Reproduce the listing word for word. Skip any image.

┄┄┄┄┄┄

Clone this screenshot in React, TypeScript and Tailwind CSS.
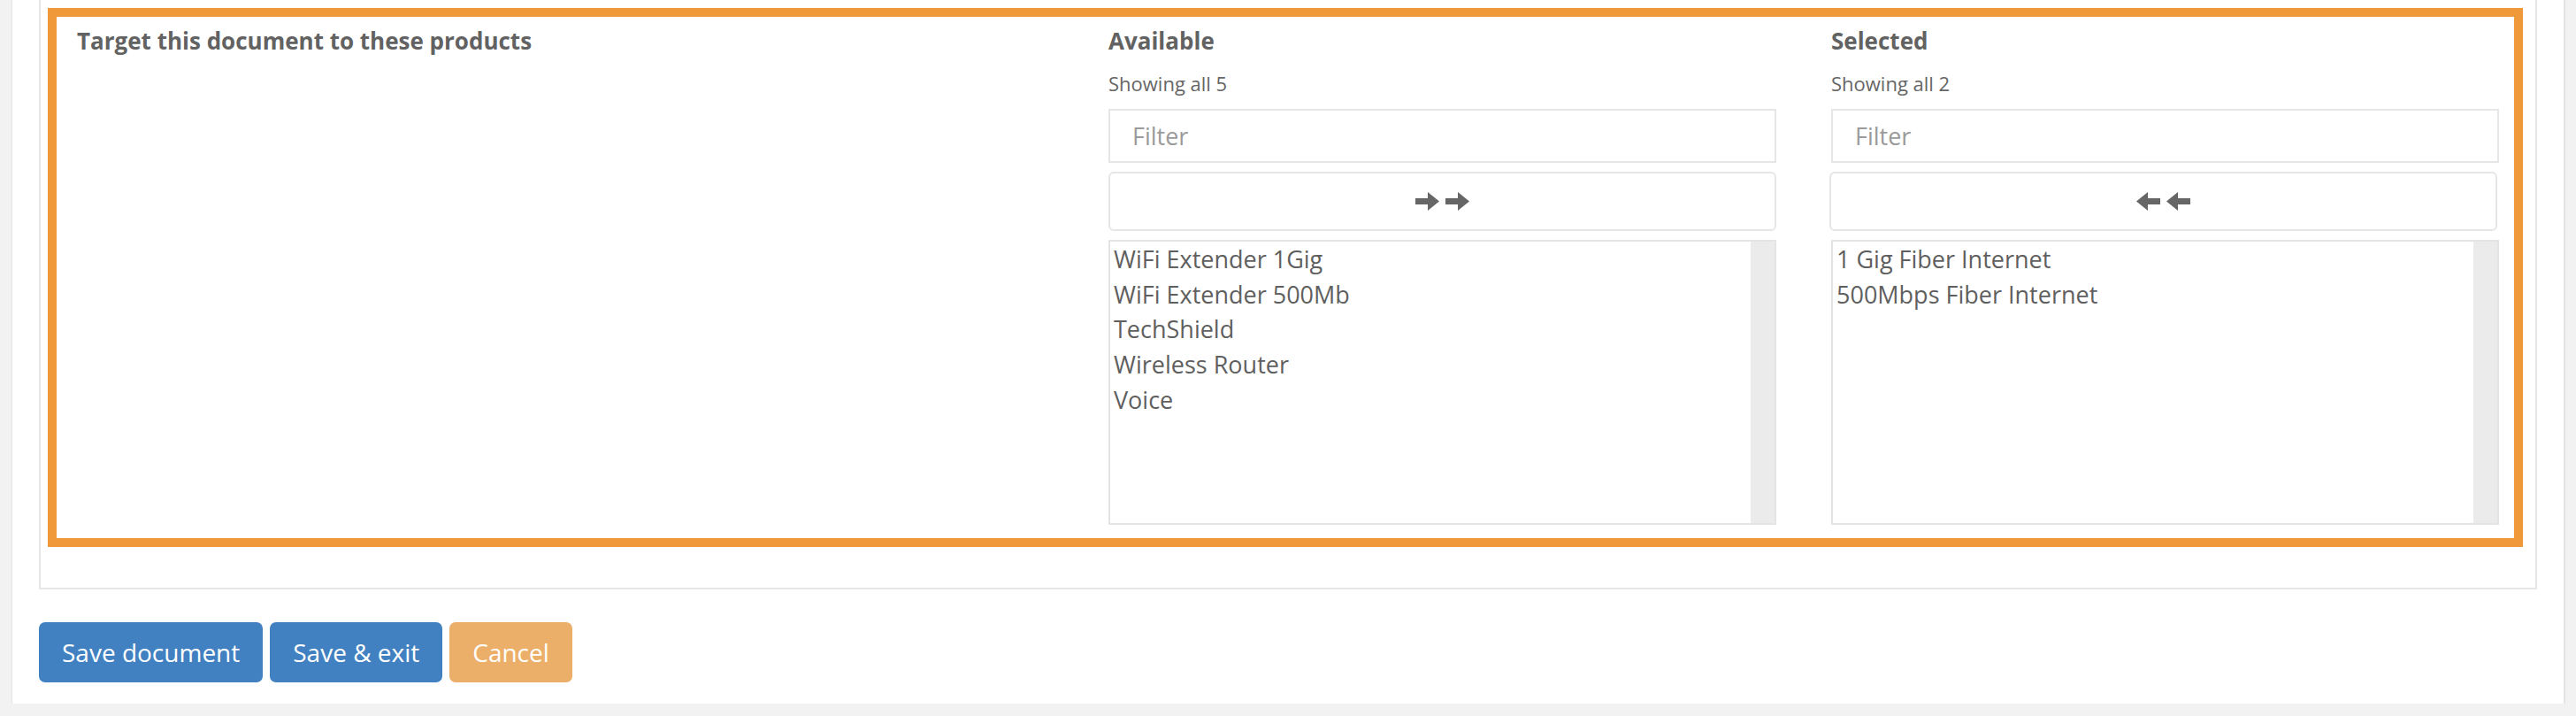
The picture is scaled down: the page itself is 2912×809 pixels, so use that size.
import clsx from 'clsx'

const available = ['WiFi Extender 1Gig', 'WiFi Extender 500Mb', 'TechShield', 'Wireless Router', 'Voice']
const selected = ['1 Gig Fiber Internet', '500Mbps Fiber Internet']

function Arrow({ dir }: { dir: 'left' | 'right' }) {
  return (
    <svg width="27" height="21" viewBox="0 0 27 21" className="fill-[#666]" aria-hidden>
      {dir === 'right' ? (
        <path d="M0 7h14V0l13 10.5L14 21v-7H0z" />
      ) : (
        <path d="M27 7H13V0L0 10.5 13 21v-7h14z" />
      )}
    </svg>
  )
}

interface ColumnProps {
  title: string
  items: string[]
  dir: 'left' | 'right'
  className?: string
}

function ListColumn({ title, items, dir, className }: ColumnProps) {
  return (
    <div className={clsx('flex w-[755px] shrink-0 flex-col', className)}>
      <h4 className="text-[26px] font-bold leading-[37px] text-[#626262]">{title}</h4>
      <p className="mt-[14px] text-[22px] leading-[31px] text-[#666]">Showing all {items.length}</p>
      <input
        type="text"
        placeholder="Filter"
        className="mt-[13px] h-[61px] w-full border-2 border-[#e6e6e6] bg-white px-[25px] text-[27px] text-[#555] outline-none placeholder:text-[#9a9a9a]"
      />
      <button
        type="button"
        className={clsx(
          'mt-[10px] flex h-[67px] w-full items-center justify-center gap-[7px] rounded-[6px] border-2 border-[#e6e6e6] bg-white',
          dir === 'left' && '-ml-[2px]'
        )}
      >
        <Arrow dir={dir} />
        <Arrow dir={dir} />
      </button>
      <div className="mt-[10px] flex h-[322px] border-2 border-[#e4e4e4] bg-white">
        <ul className="flex-1 pl-[4px]">
          {items.map((item) => (
            <li key={item} className="text-[27px] leading-[39.7px] text-[#5f5f5f]">
              {item}
            </li>
          ))}
        </ul>
        <div className="w-[27px] bg-[#ebebeb]" />
      </div>
    </div>
  )
}

export default function App() {
  return (
    <div className="h-[809px] w-full overflow-hidden bg-[#f2f2f2] pl-[13px] pr-[12px] font-['Open_Sans',sans-serif]">
      <div className="h-[795px] border-l border-r-2 border-[#e4e4e4] bg-white px-[30px]">
        <div className="border-x-2 border-b-2 border-[#e6e6e6] pb-[46px] pl-[8px] pr-[14px] pt-[9px]">
          <div className="flex border-[10px] border-[#f0993a] pb-[15px] pr-[17px] pt-[9px]">
            <div className="flex-1 pl-[23px]">
              <label className="text-[26px] font-bold leading-[37px] text-[#626262]">
                Target this document to these products
              </label>
            </div>
            <ListColumn title="Available" items={available} dir="right" />
            <ListColumn title="Selected" items={selected} dir="left" className="ml-[62px]" />
          </div>
        </div>
        <div className="mt-[37px] flex gap-[8px]">
          <button
            type="button"
            className="h-[68px] rounded-[7px] bg-[#4281c1] px-[26px] text-[28px] leading-[40px] text-white"
          >
            Save document
          </button>
          <button
            type="button"
            className="h-[68px] rounded-[7px] bg-[#4281c1] px-[26px] text-[28px] leading-[40px] text-white"
          >
            Save &amp; exit
          </button>
          <button
            type="button"
            className="h-[68px] rounded-[7px] bg-[#ecaf69] px-[26px] text-[28px] leading-[40px] text-white"
          >
            Cancel
          </button>
        </div>
      </div>
    </div>
  )
}
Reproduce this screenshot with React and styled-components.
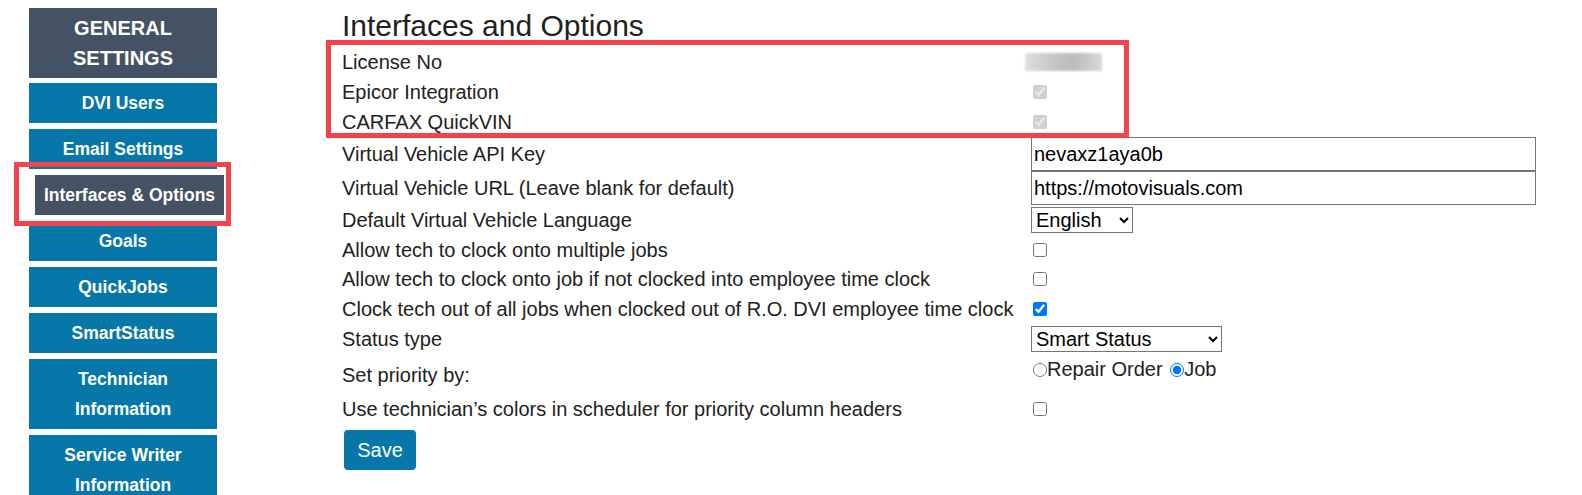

┄┄┄┄┄┄

### [Final result]
Clone this screenshot in React, TypeScript and Tailwind CSS.
The picture is scaled down: the page itself is 2912×809 pixels, so use that size.
import clsx from 'clsx'

const available = ['WiFi Extender 1Gig', 'WiFi Extender 500Mb', 'TechShield', 'Wireless Router', 'Voice']
const selected = ['1 Gig Fiber Internet', '500Mbps Fiber Internet']

function Arrow({ dir }: { dir: 'left' | 'right' }) {
  return (
    <svg width="27" height="21" viewBox="0 0 27 21" className="fill-[#666]" aria-hidden>
      {dir === 'right' ? (
        <path d="M0 7h14V0l13 10.5L14 21v-7H0z" />
      ) : (
        <path d="M27 7H13V0L0 10.5 13 21v-7h14z" />
      )}
    </svg>
  )
}

interface ColumnProps {
  title: string
  items: string[]
  dir: 'left' | 'right'
  className?: string
}

function ListColumn({ title, items, dir, className }: ColumnProps) {
  return (
    <div className={clsx('flex w-[755px] shrink-0 flex-col', className)}>
      <h4 className="text-[26px] font-bold leading-[37px] text-[#626262]">{title}</h4>
      <p className="mt-[14px] text-[22px] leading-[31px] text-[#666]">Showing all {items.length}</p>
      <input
        type="text"
        placeholder="Filter"
        className="mt-[13px] h-[61px] w-full border-2 border-[#e6e6e6] bg-white px-[25px] text-[27px] text-[#555] outline-none placeholder:text-[#9a9a9a]"
      />
      <button
        type="button"
        className={clsx(
          'mt-[10px] flex h-[67px] w-full items-center justify-center gap-[7px] rounded-[6px] border-2 border-[#e6e6e6] bg-white',
          dir === 'left' && '-ml-[2px]'
        )}
      >
        <Arrow dir={dir} />
        <Arrow dir={dir} />
      </button>
      <div className="mt-[10px] flex h-[322px] border-2 border-[#e4e4e4] bg-white">
        <ul className="flex-1 pl-[4px]">
          {items.map((item) => (
            <li key={item} className="text-[27px] leading-[39.7px] text-[#5f5f5f]">
              {item}
            </li>
          ))}
        </ul>
        <div className="w-[27px] bg-[#ebebeb]" />
      </div>
    </div>
  )
}

export default function App() {
  return (
    <div className="h-[809px] w-full overflow-hidden bg-[#f2f2f2] pl-[13px] pr-[12px] font-['Open_Sans',sans-serif]">
      <div className="h-[795px] border-l border-r-2 border-[#e4e4e4] bg-white px-[30px]">
        <div className="border-x-2 border-b-2 border-[#e6e6e6] pb-[46px] pl-[8px] pr-[14px] pt-[9px]">
          <div className="flex border-[10px] border-[#f0993a] pb-[15px] pr-[17px] pt-[9px]">
            <div className="flex-1 pl-[23px]">
              <label className="text-[26px] font-bold leading-[37px] text-[#626262]">
                Target this document to these products
              </label>
            </div>
            <ListColumn title="Available" items={available} dir="right" />
            <ListColumn title="Selected" items={selected} dir="left" className="ml-[62px]" />
          </div>
        </div>
        <div className="mt-[37px] flex gap-[8px]">
          <button
            type="button"
            className="h-[68px] rounded-[7px] bg-[#4281c1] px-[26px] text-[28px] leading-[40px] text-white"
          >
            Save document
          </button>
          <button
            type="button"
            className="h-[68px] rounded-[7px] bg-[#4281c1] px-[26px] text-[28px] leading-[40px] text-white"
          >
            Save &amp; exit
          </button>
          <button
            type="button"
            className="h-[68px] rounded-[7px] bg-[#ecaf69] px-[26px] text-[28px] leading-[40px] text-white"
          >
            Cancel
          </button>
        </div>
      </div>
    </div>
  )
}
Reproduce this screenshot with React and styled-components.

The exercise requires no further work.